In January, an Iowa circuit court ruled that an employer had to cover the full value of a life insurance benefit reportedly lost after it failed to distribute a copy of its group life insurance policy or SPD, which the court considered a fiduciary breach.
Although these decisions do not specifically involve retirement plans, they emphasize that failure to convey accurate and complete plan-related information to participants that’s required by ERISA exposes a plan’s fiduciaries to liability.
Ignorance isn’t an acceptable defense
401(k) plan sponsors are subject to various government reporting and participant disclosure requirements that are numerous and complex, and it’s easy to simply trust that your plan provider is offering adequate information to meet the requirements of the law. Human Resources departments are overwhelmed by the number of new state and federal regulations being imposed on employee benefit programs. But too often, the provider isn’t handling disclosures and ignorance isn’t an acceptable defense for a plan sponsor/trustee accused of mishandling their fiduciary duties.
If you get sued, the ability to show “evidence of comprehension” can help you win your case—meaning that you must prove that plan participants not only received adequate information, but understood it. To avoid unnecessary risk, it’s wise for plan sponsors to work closely with their plan provider to build a comprehensive education program into the plan’s communication strategy. That should include clear, easy-to-digest information about the types of funds and risk associated with each, costs to the participant vs. cost to the employer/trustee, liquidity, reasonably expected returns, and more.
Here are three tips for educating plan participants about their retirement plans:
- Keep it simple. The most important part of employee education is keeping everything as easy-to-understand as possible (remember the 2nd Circuit Court decision?). Provide too much information to digest or make it confusing and some employees will simply give up.
Think about your audience and provide information in a way they’ll find appealing, such as webinars and videos for tech-savvy employees and one-on-one appointments for those who prefer a more hands-on approach. Make sure you cover what they get if they sign up (read: employer match, tax benefits, and compounding interest) and how to start contributing. Be sure to also emphasize the value of time in saving for retirement, and provide regular tracking and reporting of participants’ progress so they can see if they’re on track.

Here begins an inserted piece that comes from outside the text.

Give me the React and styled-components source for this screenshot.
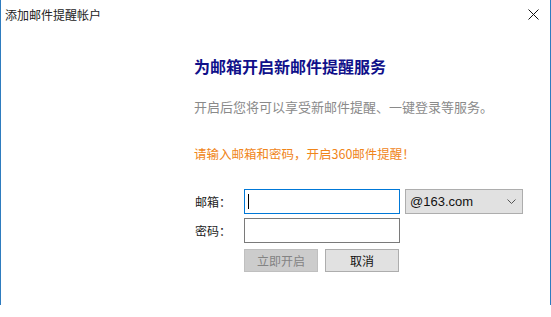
import React from 'react'
import styled, { createGlobalStyle } from 'styled-components'

const Global = createGlobalStyle`
  html, body {
    margin: 0;
    padding: 0;
    background: #fff;
  }
  body {
    font-family: "Noto Sans CJK SC", "Microsoft YaHei", sans-serif;
  }
`

const Window = styled.div`
  width: 551px;
  height: 305px;
  box-sizing: border-box;
  border-left: 1px solid #2e7cbf;
  border-right: 1px solid #2e7cbf;
  background: #fff;
  display: flex;
  flex-direction: column;
`

const TitleBar = styled.div`
  height: 28px;
  display: flex;
  align-items: center;
  justify-content: space-between;
  padding-left: 4px;
  padding-right: 10px;
`

const Title = styled.div`
  font-size: 12px;
  color: #222;
`

const Close = styled.div`
  width: 14px;
  height: 14px;
  display: flex;
  align-items: center;
  justify-content: center;
  margin-top: 1px;
`

const Body = styled.div`
  padding: 27px 0 0 193px;
  display: flex;
  flex-direction: column;
`

const Heading = styled.div`
  font-size: 16px;
  font-weight: bold;
  color: #10108a;
  line-height: 22px;
`

const Desc = styled.div`
  margin-top: 20px;
  font-size: 13px;
  color: #8a8a8a;
  line-height: 20px;
`

const Tip = styled.div`
  margin-top: 27px;
  font-size: 12.5px;
  color: #f08519;
  line-height: 20px;
`

const Form = styled.div`
  margin-top: 25px;
  display: grid;
  grid-template-columns: 50px 156px auto;
  row-gap: 4px;
  align-items: center;
`

const Label = styled.div`
  font-size: 12px;
  color: #222;
  padding-left: 1px;
`

const Input = styled.div`
  height: 25px;
  box-sizing: border-box;
  border: 1px solid ${({ $focus }) => ($focus ? '#0078d7' : '#7a7a7a')};
  background: #fff;
  display: flex;
  align-items: center;
  padding-left: 3px;
`

const Caret = styled.div`
  width: 1px;
  height: 15px;
  background: #000;
`

const Select = styled.div`
  margin-left: 5px;
  width: 118px;
  height: 25px;
  box-sizing: border-box;
  border: 1px solid #adadad;
  background: #e1e1e1;
  display: flex;
  align-items: center;
  justify-content: space-between;
  padding: 0 6px 0 4px;
  font-family: "Liberation Sans", Arial, sans-serif;
  font-size: 13px;
  color: #111;
`

const Buttons = styled.div`
  grid-column: 2 / 4;
  display: flex;
  gap: 7px;
  margin-top: 2px;
`

const Button = styled.div`
  width: 74px;
  height: 23px;
  box-sizing: border-box;
  border: 1px solid ${({ $disabled }) => ($disabled ? '#bfbfbf' : '#adadad')};
  background: ${({ $disabled }) => ($disabled ? '#cccccc' : '#e1e1e1')};
  color: ${({ $disabled }) => ($disabled ? '#838383' : '#111')};
  font-size: 12px;
  display: flex;
  align-items: center;
  justify-content: center;
`

export default function App() {
  return (
    <>
      <Global />
      <Window>
        <TitleBar>
          <Title>添加邮件提醒帐户</Title>
          <Close>
            <svg width='11' height='11' viewBox='0 0 11 11'>
              <path d='M0.5 0.5L10.5 10.5M10.5 0.5L0.5 10.5' stroke='#111' strokeWidth='1' fill='none' />
            </svg>
          </Close>
        </TitleBar>
        <Body>
          <Heading>为邮箱开启新邮件提醒服务</Heading>
          <Desc>开启后您将可以享受新邮件提醒、一键登录等服务。</Desc>
          <Tip>请输入邮箱和密码，开启360邮件提醒！</Tip>
          <Form>
            <Label>邮箱：</Label>
            <Input $focus>
              <Caret />
            </Input>
            <Select>
              <span>@163.com</span>
              <svg width='9' height='5' viewBox='0 0 9 5'>
                <path d='M0.5 0.5L4.5 4.5L8.5 0.5' stroke='#555' strokeWidth='1' fill='none' />
              </svg>
            </Select>
            <Label>密码：</Label>
            <Input />
            <div />
            <Buttons>
              <Button $disabled>立即开启</Button>
              <Button>取消</Button>
            </Buttons>
          </Form>
        </Body>
      </Window>
    </>
  )
}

- Make investing painless. Key to achieving retirement savings goals is making the right choices about how to invest hard-earned dollars—and knowing when it’s time to change the strategy. But many employees aren’t investment-savvy and have no idea how to determine which funds are the best fit.
Managed models or Target Date funds that simplify investment options within default age groups can be an easy solution, putting young employees into a more aggressive model, for instance, and making it more conservative as they age. Automatic enrollment and automatic escalation features until a predetermined cap can also simplify investing for busy employees while ensuring that they are taking the right steps to secure their financial future.

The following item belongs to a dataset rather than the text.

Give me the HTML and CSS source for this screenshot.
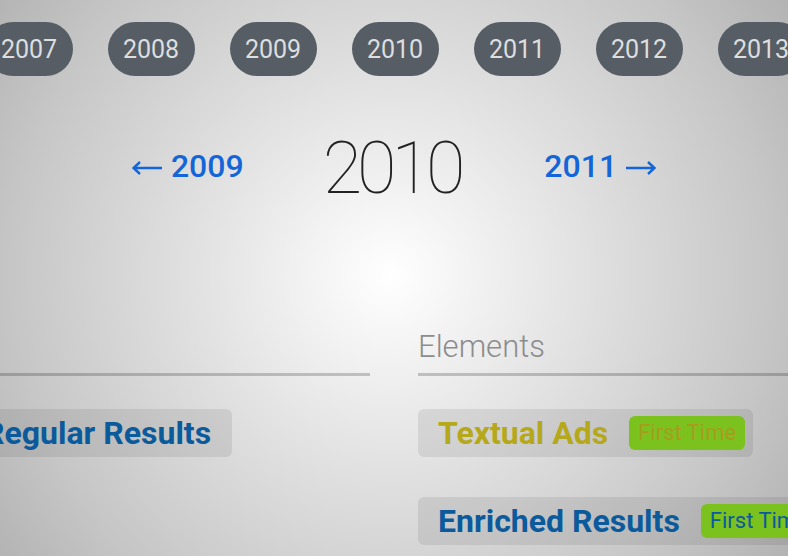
FILE: index.html
```html
<!DOCTYPE html>
<html lang="en">
<head>
  <meta charset="UTF-8" />
  <meta name="viewport" content="width=device-width, initial-scale=1.0" />
  <title>Timeline 2010</title>
  <link rel="stylesheet" href="styles.css">
</head>
<body>
  <div class="page">
    <!-- Year pills -->
    <nav class="years">
      <a class="year" href="#">2007</a>
      <a class="year" href="#">2008</a>
      <a class="year" href="#">2009</a>
      <a class="year" href="#">2010</a>
      <a class="year" href="#">2011</a>
      <a class="year" href="#">2012</a>
      <a class="year" href="#">2013</a>
    </nav>

    <header class="current">
      <a class="step" href="#">
        <svg class="arrow" width="30" height="14" viewBox="0 0 30 14"><path d="M1 7H30M8 1L1.5 7L8 13" fill="none" stroke="currentColor" stroke-width="2.4"/></svg>
        2009
      </a>
      <h1>2010</h1>
      <a class="step" href="#">
        2011
        <svg class="arrow" width="30" height="14" viewBox="0 0 30 14"><path d="M0 7H29M22 1L28.5 7L22 13" fill="none" stroke="currentColor" stroke-width="2.4"/></svg>
      </a>
    </header>

    <section class="columns">
      <div class="col">
        <h2>&nbsp;</h2>
        <div class="cards">
          <div class="card"><span class="title blue">Regular Results</span></div>
        </div>
      </div>
      <div class="col">
        <h2>Elements</h2>
        <div class="cards">
          <div class="card">
            <span class="title olive">Textual Ads</span>
            <span class="badge olive-text">First Time</span>
          </div>
          <div class="card">
            <span class="title blue">Enriched Results</span>
            <span class="badge blue-text">First Time</span>
          </div>
        </div>
      </div>
    </section>
  </div>
</body>
</html>
```

FILE: styles.css
```css
/* Reset */
* {
  margin: 0;
  padding: 0;
  box-sizing: border-box;
}
html, body {
  height: 100%;
}
body {
  font-family: Roboto, "Liberation Sans", sans-serif;
  color: #222;
  overflow: hidden;
  background: radial-gradient(circle at 390px 275px, #fff 0, #e2e2e2 190px, #c6c6c6 380px, #a9a9a9 540px);
}
.page {
  width: 788px;
  overflow: hidden;
}
a {
  text-decoration: none;
}

/* Year pills */
.years {
  display: flex;
  justify-content: center;
  gap: 35px;
  padding-top: 22px;
  padding-left: 2px;
}
.year {
  flex: none;
  width: 87px;
  height: 54px;
  line-height: 56px;
  text-align: center;
  border-radius: 27px;
  background: #565d64;
  color: #dedede;
  font-size: 25px;
}

/* Current year */
.current {
  display: flex;
  justify-content: center;
  align-items: center;
  gap: 79px;
  margin-top: 48px;
}
.current h1 {
  font-size: 72px;
  font-weight: 100;
  letter-spacing: -5px;
  padding-right: 5px;
  line-height: 90px;
  color: #222;
}
.step {
  display: flex;
  align-items: center;
  gap: 9px;
  font-size: 32px;
  font-weight: 500;
  color: #1466d8;
  padding-bottom: 6px;
}
.arrow {
  display: block;
  margin-top: 3px;
}

/* Columns */
.columns {
  display: grid;
  grid-template-columns: 401px 401px;
  gap: 48px;
  justify-content: center;
  margin-top: 115px;
}
.col h2 {
  font-size: 31px;
  font-weight: 300;
  color: #8c8c8c;
  line-height: 36px;
  padding-bottom: 8px;
  border-bottom: 3px solid rgba(0, 0, 0, 0.2);
}
.col:first-child .cards {
  margin-left: -5px;
}
.cards {
  display: flex;
  flex-direction: column;
  align-items: flex-start;
  gap: 40px;
  margin-top: 33px;
}
.card {
  display: inline-flex;
  align-items: center;
  height: 48px;
  padding: 0 8px 0 20px;
  border-radius: 6px;
  background: rgba(0, 0, 0, 0.08);
  white-space: nowrap;
}
.title {
  font-size: 32px;
  font-weight: 700;
  padding-right: 13px;
}
.blue {
  color: #0a5a9c;
}
.olive {
  color: #b5a81a;
}
.badge {
  margin-left: 8px;
  height: 34px;
  line-height: 34px;
  padding: 0 9px;
  border-radius: 6px;
  background: #7cc21f;
  font-size: 22px;
}
.olive-text {
  color: #a89c1e;
}
.blue-text {
  color: #0a5a9c;
}
```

- Don’t let them “set it and forget it.” Be proactive about keeping retirement savings at the forefront of employees’ minds. For instance, make sure an employee who just got a raise is notified that 401(k) deferred contributions can be adjusted to reflect the salary increase. But keep this in mind: there’s a fine line between helpful and annoying, so don’t overdo the reminders.

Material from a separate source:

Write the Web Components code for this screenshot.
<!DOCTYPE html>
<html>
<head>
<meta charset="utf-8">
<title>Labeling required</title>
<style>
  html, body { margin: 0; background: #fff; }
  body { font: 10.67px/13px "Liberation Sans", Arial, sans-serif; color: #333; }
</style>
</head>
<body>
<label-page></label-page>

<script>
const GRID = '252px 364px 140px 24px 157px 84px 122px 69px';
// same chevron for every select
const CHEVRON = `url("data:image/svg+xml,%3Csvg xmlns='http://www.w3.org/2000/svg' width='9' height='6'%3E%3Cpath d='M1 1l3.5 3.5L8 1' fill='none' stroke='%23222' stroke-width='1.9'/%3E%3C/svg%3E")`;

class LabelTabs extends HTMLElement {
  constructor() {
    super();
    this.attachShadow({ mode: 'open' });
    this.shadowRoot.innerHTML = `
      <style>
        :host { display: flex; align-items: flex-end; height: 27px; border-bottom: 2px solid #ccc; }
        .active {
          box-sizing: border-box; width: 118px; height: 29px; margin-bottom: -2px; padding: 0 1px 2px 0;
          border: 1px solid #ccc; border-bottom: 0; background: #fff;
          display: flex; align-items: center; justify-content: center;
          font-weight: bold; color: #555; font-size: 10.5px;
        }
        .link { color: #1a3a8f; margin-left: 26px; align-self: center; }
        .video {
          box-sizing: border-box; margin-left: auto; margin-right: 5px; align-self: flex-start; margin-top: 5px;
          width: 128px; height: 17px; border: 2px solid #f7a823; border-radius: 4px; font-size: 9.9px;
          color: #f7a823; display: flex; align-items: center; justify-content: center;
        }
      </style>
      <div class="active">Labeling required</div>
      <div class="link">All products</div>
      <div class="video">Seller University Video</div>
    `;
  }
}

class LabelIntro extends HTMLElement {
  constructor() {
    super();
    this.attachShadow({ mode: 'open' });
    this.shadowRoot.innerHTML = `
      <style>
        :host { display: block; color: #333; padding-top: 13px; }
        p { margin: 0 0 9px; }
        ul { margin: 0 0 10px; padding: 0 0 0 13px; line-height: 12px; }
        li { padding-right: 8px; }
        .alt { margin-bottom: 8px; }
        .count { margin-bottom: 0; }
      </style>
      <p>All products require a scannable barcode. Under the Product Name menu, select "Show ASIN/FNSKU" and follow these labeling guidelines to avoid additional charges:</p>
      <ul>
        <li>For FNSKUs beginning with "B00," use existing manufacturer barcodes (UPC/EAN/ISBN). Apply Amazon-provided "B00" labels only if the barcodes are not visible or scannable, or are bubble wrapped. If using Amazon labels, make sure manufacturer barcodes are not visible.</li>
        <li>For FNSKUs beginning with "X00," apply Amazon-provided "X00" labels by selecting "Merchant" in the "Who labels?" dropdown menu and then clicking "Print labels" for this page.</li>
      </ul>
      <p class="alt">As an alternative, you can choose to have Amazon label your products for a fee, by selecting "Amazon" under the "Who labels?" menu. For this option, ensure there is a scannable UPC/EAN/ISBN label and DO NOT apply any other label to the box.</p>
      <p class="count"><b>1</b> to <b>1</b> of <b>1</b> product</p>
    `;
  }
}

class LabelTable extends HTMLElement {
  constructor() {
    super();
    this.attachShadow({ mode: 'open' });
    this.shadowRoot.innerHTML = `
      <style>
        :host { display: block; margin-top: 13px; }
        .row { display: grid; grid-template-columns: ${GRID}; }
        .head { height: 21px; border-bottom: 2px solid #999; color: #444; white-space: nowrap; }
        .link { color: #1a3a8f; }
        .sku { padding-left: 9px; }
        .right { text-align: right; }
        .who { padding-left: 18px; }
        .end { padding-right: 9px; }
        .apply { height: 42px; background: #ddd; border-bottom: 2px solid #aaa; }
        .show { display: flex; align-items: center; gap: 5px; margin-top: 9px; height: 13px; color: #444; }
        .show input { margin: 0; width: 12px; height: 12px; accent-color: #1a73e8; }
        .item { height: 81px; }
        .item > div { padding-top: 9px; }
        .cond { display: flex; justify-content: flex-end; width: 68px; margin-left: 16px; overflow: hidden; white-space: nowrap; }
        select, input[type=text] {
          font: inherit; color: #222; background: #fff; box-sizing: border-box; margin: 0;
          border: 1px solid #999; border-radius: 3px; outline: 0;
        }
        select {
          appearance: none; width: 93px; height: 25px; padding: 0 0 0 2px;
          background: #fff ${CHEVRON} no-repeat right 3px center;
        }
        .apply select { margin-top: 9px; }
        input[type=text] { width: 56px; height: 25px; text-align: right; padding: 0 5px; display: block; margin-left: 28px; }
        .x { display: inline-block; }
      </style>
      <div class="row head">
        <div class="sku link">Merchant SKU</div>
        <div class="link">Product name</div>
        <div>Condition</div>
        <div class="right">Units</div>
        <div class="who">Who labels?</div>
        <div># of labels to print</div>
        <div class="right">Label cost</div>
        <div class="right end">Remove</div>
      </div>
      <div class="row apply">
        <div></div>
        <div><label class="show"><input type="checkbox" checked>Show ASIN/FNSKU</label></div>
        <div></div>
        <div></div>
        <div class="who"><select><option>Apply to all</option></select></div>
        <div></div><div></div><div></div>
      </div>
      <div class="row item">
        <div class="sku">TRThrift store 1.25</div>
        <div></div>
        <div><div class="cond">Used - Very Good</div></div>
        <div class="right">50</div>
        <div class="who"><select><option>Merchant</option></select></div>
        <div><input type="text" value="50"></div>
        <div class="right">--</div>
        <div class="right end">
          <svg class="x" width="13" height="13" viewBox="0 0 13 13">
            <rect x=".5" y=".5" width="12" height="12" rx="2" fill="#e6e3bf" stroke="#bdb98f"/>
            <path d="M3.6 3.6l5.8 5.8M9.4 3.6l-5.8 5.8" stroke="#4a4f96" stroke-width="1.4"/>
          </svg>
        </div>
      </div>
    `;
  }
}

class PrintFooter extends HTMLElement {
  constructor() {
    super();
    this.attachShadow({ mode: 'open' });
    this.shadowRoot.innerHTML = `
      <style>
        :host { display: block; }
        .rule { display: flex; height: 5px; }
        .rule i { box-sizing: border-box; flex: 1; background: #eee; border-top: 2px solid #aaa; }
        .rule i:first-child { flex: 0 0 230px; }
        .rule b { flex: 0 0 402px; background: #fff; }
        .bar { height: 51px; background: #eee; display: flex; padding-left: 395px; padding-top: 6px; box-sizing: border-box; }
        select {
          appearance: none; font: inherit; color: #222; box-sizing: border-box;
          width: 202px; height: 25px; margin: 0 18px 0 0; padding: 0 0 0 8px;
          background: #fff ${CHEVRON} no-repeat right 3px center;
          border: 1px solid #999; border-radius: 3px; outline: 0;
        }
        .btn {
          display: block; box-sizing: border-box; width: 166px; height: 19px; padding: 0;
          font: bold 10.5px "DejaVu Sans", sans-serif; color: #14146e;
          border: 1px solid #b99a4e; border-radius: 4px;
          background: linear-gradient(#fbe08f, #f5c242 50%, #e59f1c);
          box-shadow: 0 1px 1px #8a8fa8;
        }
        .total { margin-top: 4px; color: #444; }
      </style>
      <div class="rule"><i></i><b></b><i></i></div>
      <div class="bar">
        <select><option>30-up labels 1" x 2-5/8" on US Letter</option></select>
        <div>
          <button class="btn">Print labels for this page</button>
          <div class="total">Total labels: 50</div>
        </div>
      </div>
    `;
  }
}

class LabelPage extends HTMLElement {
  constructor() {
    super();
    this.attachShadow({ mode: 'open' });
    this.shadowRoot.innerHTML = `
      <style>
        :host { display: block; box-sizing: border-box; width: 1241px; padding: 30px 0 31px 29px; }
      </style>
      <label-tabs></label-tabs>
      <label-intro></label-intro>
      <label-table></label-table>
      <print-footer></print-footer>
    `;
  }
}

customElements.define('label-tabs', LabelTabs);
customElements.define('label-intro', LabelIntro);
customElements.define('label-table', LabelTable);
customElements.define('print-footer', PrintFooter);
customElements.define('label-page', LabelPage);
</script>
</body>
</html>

Business owners who sponsor 401(k) plans can open themselves up to fiduciary liabilities if they fail to improve their employees’ retirement planning literacy, especially as government leaders attempt to crack down on the nation’s lack of preparedness for retirement. But many companies lack the time or expertise to properly monitor and manage a 401(k) plan, or the knowledge to educate program participants about their options. A competent investment advisor will help trustees understand the crucial details of a retirement program, giving them the tools to show that they met their responsibility to communicate with investors.
Lindberg & Ripple is an independent investment and insurance advisory firm providing sophisticated Wealth Management, experienced Investment Consulting, and innovative Insurance Solutions for wealthy families, successful executives and business executives. Contact us to learn how we can help your family or business achieve your financial objectives, while minimizing hassle, expense, and taxes.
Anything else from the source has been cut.